Transformer Encoder: This part is the same as ViT's Encoder, where the masked blocks are input into the model for prediction.
Masked Patch Prediction: This part predicts the labels of the masked blocks, one of the 8192 labels mentioned earlier.

Training Method

BEiT's network architecture follows ViT-Base's design to ensure fair comparison. BEiT employs a 12-layer Transformer structure with a hidden size of 768, 12 attention heads, and a 3072 intermediate size in the FFN. The input patch size is 16 × 16, with a vocabulary size of 8192 visual tokens generated by a trained image tokenizer.

BEiT is pre-trained on the ImageNet-1K training set, containing about 1.2 million images. The pre-training process includes image augmentations like random resizing, cropping, horizontal flipping, and color jittering. Importantly, labels are not used during pre-training.

The authors experimented with a 224 × 224 resolution, splitting the input image into 14 × 14 patches, and randomly masking up to 75 patches (around 40%).

Pre-training lasted for approximately 500,000 steps (around 800 epochs) with a batch size of 2000. They used the Adam optimizer with $\beta_1 = 0.9$ and $\beta_2 = 0.999$ , a learning rate set at $1.5 \times 10^{-3}$ , with the first 10 epochs as a warm-up period, followed by cosine learning rate decay. Weight decay was set at 0.05, and random depth with a rate of 0.1 was employed.

Training utilized 16 Nvidia Tesla V100 32GB GPU cards, taking about five days.

To stabilize large-scale Transformer pre-training, the authors emphasized proper initialization.
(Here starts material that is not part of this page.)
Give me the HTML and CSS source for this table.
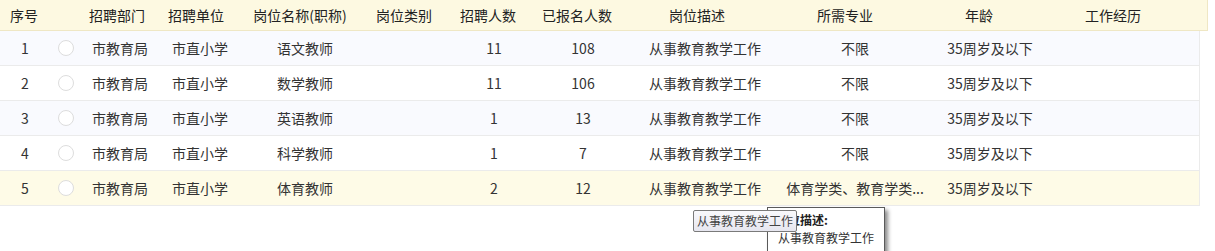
FILE: index.html
```html
<!DOCTYPE html>
<html lang="zh-CN">
<head>
<meta charset="utf-8">
<link rel="stylesheet" href="styles.css">
</head>
<body>
<div class="grid">
  <div class="head">
    <div class="hc">序号</div>
    <div class="hc"></div>
    <div class="hc">招聘部门</div>
    <div class="hc">招聘单位</div>
    <div class="hc">岗位名称(职称)</div>
    <div class="hc">岗位类别</div>
    <div class="hc">招聘人数</div>
    <div class="hc">已报名人数</div>
    <div class="hc">岗位描述</div>
    <div class="hc">所需专业</div>
    <div class="hc">年龄</div>
    <div class="hc">工作经历</div>
    <div class="hc"></div>
  </div>
  <div class="body">
    <div class="row alt">
      <div class="c">1</div><div class="c"><span class="radio"></span></div><div class="c">市教育局</div><div class="c">市直小学</div><div class="c">语文教师</div><div class="c"></div><div class="c">11</div><div class="c">108</div><div class="c">从事教育教学工作</div><div class="c">不限</div><div class="c">35周岁及以下</div><div class="c"></div>
    </div>
    <div class="row">
      <div class="c">2</div><div class="c"><span class="radio"></span></div><div class="c">市教育局</div><div class="c">市直小学</div><div class="c">数学教师</div><div class="c"></div><div class="c">11</div><div class="c">106</div><div class="c">从事教育教学工作</div><div class="c">不限</div><div class="c">35周岁及以下</div><div class="c"></div>
    </div>
    <div class="row alt">
      <div class="c">3</div><div class="c"><span class="radio"></span></div><div class="c">市教育局</div><div class="c">市直小学</div><div class="c">英语教师</div><div class="c"></div><div class="c">1</div><div class="c">13</div><div class="c">从事教育教学工作</div><div class="c">不限</div><div class="c">35周岁及以下</div><div class="c"></div>
    </div>
    <div class="row">
      <div class="c">4</div><div class="c"><span class="radio"></span></div><div class="c">市教育局</div><div class="c">市直小学</div><div class="c">科学教师</div><div class="c"></div><div class="c">1</div><div class="c">7</div><div class="c">从事教育教学工作</div><div class="c">不限</div><div class="c">35周岁及以下</div><div class="c"></div>
    </div>
    <div class="row hover">
      <div class="c">5</div><div class="c"><span class="radio"></span></div><div class="c">市教育局</div><div class="c">市直小学</div><div class="c">体育教师</div><div class="c"></div><div class="c">2</div><div class="c">12</div><div class="c">从事教育教学工作</div><div class="c">体育学类、教育学类...</div><div class="c">35周岁及以下</div><div class="c"></div>
    </div>
  </div>
</div>
<div class="popover">
  <div class="pop-title">岗位描述:</div>
  <div class="pop-text">从事教育教学工作</div>
</div>
<div class="tip">从事教育教学工作</div>
</body>
</html>
```
FILE: styles.css
```css
html, body {
  margin: 0;
  padding: 0;
  background: #ffffff;
}
body {
  font-family: "Noto Sans CJK SC", "Microsoft YaHei", sans-serif;
  font-size: 14px;
  color: #333333;
  width: 1215px;
  height: 251px;
  overflow: hidden;
  position: relative;
}
.grid {
  width: 1208px;
}
.head {
  display: grid;
  grid-template-columns: 48px 36px 66px 92px 116px 92px 76px 102px 138px 158px 110px 158px 15px;
  height: 30px;
  background: #fdf9e1;
  border-bottom: 1px solid #efe7c4;
  border-right: 1px solid #efe7c4;
  width: 1207px;
}
.hc {
  display: flex;
  align-items: center;
  justify-content: center;
  white-space: nowrap;
  color: #222222;
  line-height: 30px;
}
.body {
  width: 1200px;
  border-right: 1px solid #ebebeb;
  box-sizing: border-box;
}
.row {
  display: grid;
  grid-template-columns: 50px 32px 76px 84px 126px 82px 88px 90px 154px 146px 124px 147px;
  height: 34px;
  border-bottom: 1px solid #ebebeb;
  background: #ffffff;
}
.row.alt {
  background: #f9fafe;
}
.row.hover {
  background: #fefbe7;
}
.c {
  display: flex;
  align-items: center;
  justify-content: center;
  white-space: nowrap;
  color: #333333;
  min-width: 0;
}
.radio {
  width: 14px;
  height: 14px;
  border: 1px solid #dddddd;
  border-radius: 50%;
  background: #ffffff;
}
.popover {
  position: absolute;
  left: 767px;
  top: 207px;
  width: 104px;
  height: 42px;
  padding: 3px 6px 0;
  background: #ffffff;
  border: 1px solid #5a5a5a;
  border-bottom: none;
  box-shadow: 3px 3px 4px rgba(0, 0, 0, 0.45);
  font-size: 12px;
  line-height: 18px;
  color: #333333;
}
.pop-title {
  font-weight: bold;
  color: #222222;
  padding-left: 2px;
}
.pop-text {
  padding-left: 4px;
}
.tip {
  position: absolute;
  left: 693px;
  top: 210px;
  height: 20px;
  width: 102px;
  border: 1px solid #7a7a7a;
  border-radius: 2px;
  background: linear-gradient(#f9f9fc, #e6e6ef);
  font-size: 12px;
  line-height: 20px;
  text-align: center;
  color: #444444;
  white-space: nowrap;
}
```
Initially, all parameters were randomly initialized within a small range (e.g., $[-0.02, 0.02]$ ), and for the $l$ -th layer of the Transformer, the output matrices of the self-attention module and FFN were rescaled by $\frac{1}{\sqrt{2l}}$ .

Fine-tuning for Downstream Tasks

After pre-training BEiT, the authors added task-specific layers on the Transformer and fine-tuned the parameters on downstream tasks, similar to BERT.

The paper uses image classification and semantic segmentation as examples. For other visual tasks, the pre-train and fine-tune paradigm can be directly applied.

Image Classification: For image classification, the authors used a simple linear classifier as the task layer. The representations were aggregated using average pooling and passed to a softmax classifier.
Semantic Segmentation: For semantic segmentation, the authors followed the task layer used in SETR-PUP. They employed the pre-trained BEiT as the backbone encoder and combined it with several deconvolution layers as the decoder to generate segmentation. The model was fine-tuned end-to-end, similar to image classification.
- [20.12] Rethinking Semantic Segmentation from a Sequence-to-Sequence Perspective with Transformers

Discussion

Performance on ImageNet

imagenet

The authors investigated the performance of the BEiT model on the image classification task, comparing it in detail with several popular visual Transformer models. Among these models, only iGPT has 1.36B parameters, while the others are of basic size. Notably, ViT-JFT300M was pre-trained on 300 million images internally at Google, giving it an advantage in comparison.

However, the study shows that the pre-trained BEiT model significantly outperforms these comparative models on the ImageNet dataset.

To further validate BEiT's performance, the authors fine-tuned it on a 224 × 224 resolution and then additionally fine-tuned on images with a 384 × 384 resolution. The results indicate that the higher resolution significantly improves BEiT's performance on ImageNet, even surpassing $\text{ViT}_{384}$ , which was pre-trained on ImageNet-22K.

Additionally, the study extended the BEiT model to larger versions (e.g., BEiT-L) and found that its performance improvement is more pronounced than when scaling ViT from base to large versions. This demonstrates BEiT's potential in handling larger models. As the model size increases, BEiT's performance improvement is more significant, especially in scenarios with insufficient labeled data.

Ablation Studies

ablation

Finally, the authors conducted ablation studies on several key components. Firstly, they examined Blockwise masking by randomly sampling mask positions. The results show that Blockwise masking benefits both image classification and semantic segmentation tasks, particularly in the latter.

Next, the authors removed visual tokens and instead predicted the original pixels of the masked areas, turning the pre-training task into a pixel regression problem. The results demonstrate that the proposed masked image modeling task significantly outperforms simple pixel-level autoencoding.

Compared to the results in the table, the ablation results underperform compared to vision Transformers trained from scratch, indicating that visual token prediction is a crucial component of BEIT.

Thirdly, the authors ablated both visual tokens and Blockwise masking, showing that Blockwise masking benefits pixel-level autoencoding more by alleviating short-range dependency issues.

Fourthly, restoring all visual tokens harms downstream task performance. Fifthly, the authors compared BEiT's performance at different training steps, showing that extending pre-training time can further improve downstream task performance.

These ablation studies indicate that Blockwise masking and visual token prediction are essential to BEIT's success.

Conclusion

conclusion

BEiT continues the unfinished self-supervised pre-training of ViT, successfully transferring BERT's success to the ViT architecture. By introducing a self-supervised pre-training framework, BEiT achieves excellent fine-tuning results on downstream tasks like image classification and semantic segmentation.

Additionally, this method has an interesting feature of automatically acquiring knowledge about semantic regions without any manual labeling (as shown above), laying a significant foundation for future multi-modal pre-training tasks.

Subsequent versions, BEiT-V2 and BEiT-V3, have further improvements, which we will discuss when they become relevant.